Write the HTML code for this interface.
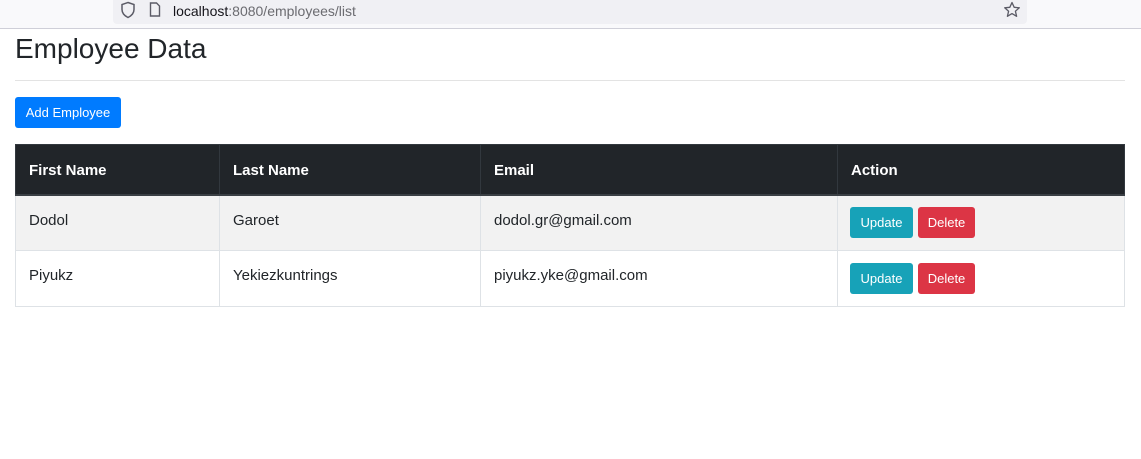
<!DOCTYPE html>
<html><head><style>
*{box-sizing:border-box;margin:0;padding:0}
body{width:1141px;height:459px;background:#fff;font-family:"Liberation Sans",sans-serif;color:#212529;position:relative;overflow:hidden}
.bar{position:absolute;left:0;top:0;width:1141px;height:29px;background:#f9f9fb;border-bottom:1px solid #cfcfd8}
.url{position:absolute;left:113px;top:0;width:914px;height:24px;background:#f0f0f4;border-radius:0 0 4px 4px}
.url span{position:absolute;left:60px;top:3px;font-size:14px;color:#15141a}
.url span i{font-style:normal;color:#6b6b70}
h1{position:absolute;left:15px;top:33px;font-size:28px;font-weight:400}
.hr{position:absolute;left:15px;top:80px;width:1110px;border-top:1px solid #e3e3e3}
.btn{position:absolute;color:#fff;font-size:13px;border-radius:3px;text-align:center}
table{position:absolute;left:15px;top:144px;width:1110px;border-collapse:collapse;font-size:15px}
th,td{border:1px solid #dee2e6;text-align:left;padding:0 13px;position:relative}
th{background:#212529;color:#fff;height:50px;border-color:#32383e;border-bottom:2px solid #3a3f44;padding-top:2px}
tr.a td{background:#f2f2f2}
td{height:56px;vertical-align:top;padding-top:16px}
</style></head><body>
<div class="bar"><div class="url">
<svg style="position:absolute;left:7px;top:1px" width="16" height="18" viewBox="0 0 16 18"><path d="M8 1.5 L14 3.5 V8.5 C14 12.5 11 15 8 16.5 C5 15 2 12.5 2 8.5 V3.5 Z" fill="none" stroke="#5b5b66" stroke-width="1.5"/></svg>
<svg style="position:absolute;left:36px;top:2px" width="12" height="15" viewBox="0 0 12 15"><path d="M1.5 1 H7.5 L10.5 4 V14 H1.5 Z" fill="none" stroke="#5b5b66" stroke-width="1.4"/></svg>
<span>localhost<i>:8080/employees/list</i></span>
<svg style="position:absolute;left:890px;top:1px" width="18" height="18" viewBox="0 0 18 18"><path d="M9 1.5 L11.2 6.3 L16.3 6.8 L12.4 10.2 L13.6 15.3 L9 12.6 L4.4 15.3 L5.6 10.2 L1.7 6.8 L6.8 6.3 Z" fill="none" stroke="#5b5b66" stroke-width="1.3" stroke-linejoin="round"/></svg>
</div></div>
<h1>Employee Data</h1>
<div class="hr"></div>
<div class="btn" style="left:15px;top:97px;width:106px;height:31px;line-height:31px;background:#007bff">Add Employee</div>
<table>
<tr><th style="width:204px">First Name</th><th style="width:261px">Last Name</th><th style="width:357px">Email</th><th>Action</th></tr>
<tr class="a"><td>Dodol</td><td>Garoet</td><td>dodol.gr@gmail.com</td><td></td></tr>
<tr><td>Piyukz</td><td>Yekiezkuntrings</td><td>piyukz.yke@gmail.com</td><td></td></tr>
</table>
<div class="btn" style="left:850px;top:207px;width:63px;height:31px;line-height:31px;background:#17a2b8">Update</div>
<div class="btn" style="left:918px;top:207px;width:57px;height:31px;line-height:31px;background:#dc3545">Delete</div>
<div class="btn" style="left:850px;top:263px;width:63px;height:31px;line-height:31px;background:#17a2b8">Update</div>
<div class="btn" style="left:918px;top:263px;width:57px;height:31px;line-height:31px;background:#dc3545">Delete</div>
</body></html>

# Problem to work on:
Reproduce the material in full, word for word, and omit the pictures.

# Answer to the task:
Write the HTML code for this interface.
<!DOCTYPE html>
<html><head><style>
*{box-sizing:border-box;margin:0;padding:0}
body{width:1141px;height:459px;background:#fff;font-family:"Liberation Sans",sans-serif;color:#212529;position:relative;overflow:hidden}
.bar{position:absolute;left:0;top:0;width:1141px;height:29px;background:#f9f9fb;border-bottom:1px solid #cfcfd8}
.url{position:absolute;left:113px;top:0;width:914px;height:24px;background:#f0f0f4;border-radius:0 0 4px 4px}
.url span{position:absolute;left:60px;top:3px;font-size:14px;color:#15141a}
.url span i{font-style:normal;color:#6b6b70}
h1{position:absolute;left:15px;top:33px;font-size:28px;font-weight:400}
.hr{position:absolute;left:15px;top:80px;width:1110px;border-top:1px solid #e3e3e3}
.btn{position:absolute;color:#fff;font-size:13px;border-radius:3px;text-align:center}
table{position:absolute;left:15px;top:144px;width:1110px;border-collapse:collapse;font-size:15px}
th,td{border:1px solid #dee2e6;text-align:left;padding:0 13px;position:relative}
th{background:#212529;color:#fff;height:50px;border-color:#32383e;border-bottom:2px solid #3a3f44;padding-top:2px}
tr.a td{background:#f2f2f2}
td{height:56px;vertical-align:top;padding-top:16px}
</style></head><body>
<div class="bar"><div class="url">
<svg style="position:absolute;left:7px;top:1px" width="16" height="18" viewBox="0 0 16 18"><path d="M8 1.5 L14 3.5 V8.5 C14 12.5 11 15 8 16.5 C5 15 2 12.5 2 8.5 V3.5 Z" fill="none" stroke="#5b5b66" stroke-width="1.5"/></svg>
<svg style="position:absolute;left:36px;top:2px" width="12" height="15" viewBox="0 0 12 15"><path d="M1.5 1 H7.5 L10.5 4 V14 H1.5 Z" fill="none" stroke="#5b5b66" stroke-width="1.4"/></svg>
<span>localhost<i>:8080/employees/list</i></span>
<svg style="position:absolute;left:890px;top:1px" width="18" height="18" viewBox="0 0 18 18"><path d="M9 1.5 L11.2 6.3 L16.3 6.8 L12.4 10.2 L13.6 15.3 L9 12.6 L4.4 15.3 L5.6 10.2 L1.7 6.8 L6.8 6.3 Z" fill="none" stroke="#5b5b66" stroke-width="1.3" stroke-linejoin="round"/></svg>
</div></div>
<h1>Employee Data</h1>
<div class="hr"></div>
<div class="btn" style="left:15px;top:97px;width:106px;height:31px;line-height:31px;background:#007bff">Add Employee</div>
<table>
<tr><th style="width:204px">First Name</th><th style="width:261px">Last Name</th><th style="width:357px">Email</th><th>Action</th></tr>
<tr class="a"><td>Dodol</td><td>Garoet</td><td>dodol.gr@gmail.com</td><td></td></tr>
<tr><td>Piyukz</td><td>Yekiezkuntrings</td><td>piyukz.yke@gmail.com</td><td></td></tr>
</table>
<div class="btn" style="left:850px;top:207px;width:63px;height:31px;line-height:31px;background:#17a2b8">Update</div>
<div class="btn" style="left:918px;top:207px;width:57px;height:31px;line-height:31px;background:#dc3545">Delete</div>
<div class="btn" style="left:850px;top:263px;width:63px;height:31px;line-height:31px;background:#17a2b8">Update</div>
<div class="btn" style="left:918px;top:263px;width:57px;height:31px;line-height:31px;background:#dc3545">Delete</div>
</body></html>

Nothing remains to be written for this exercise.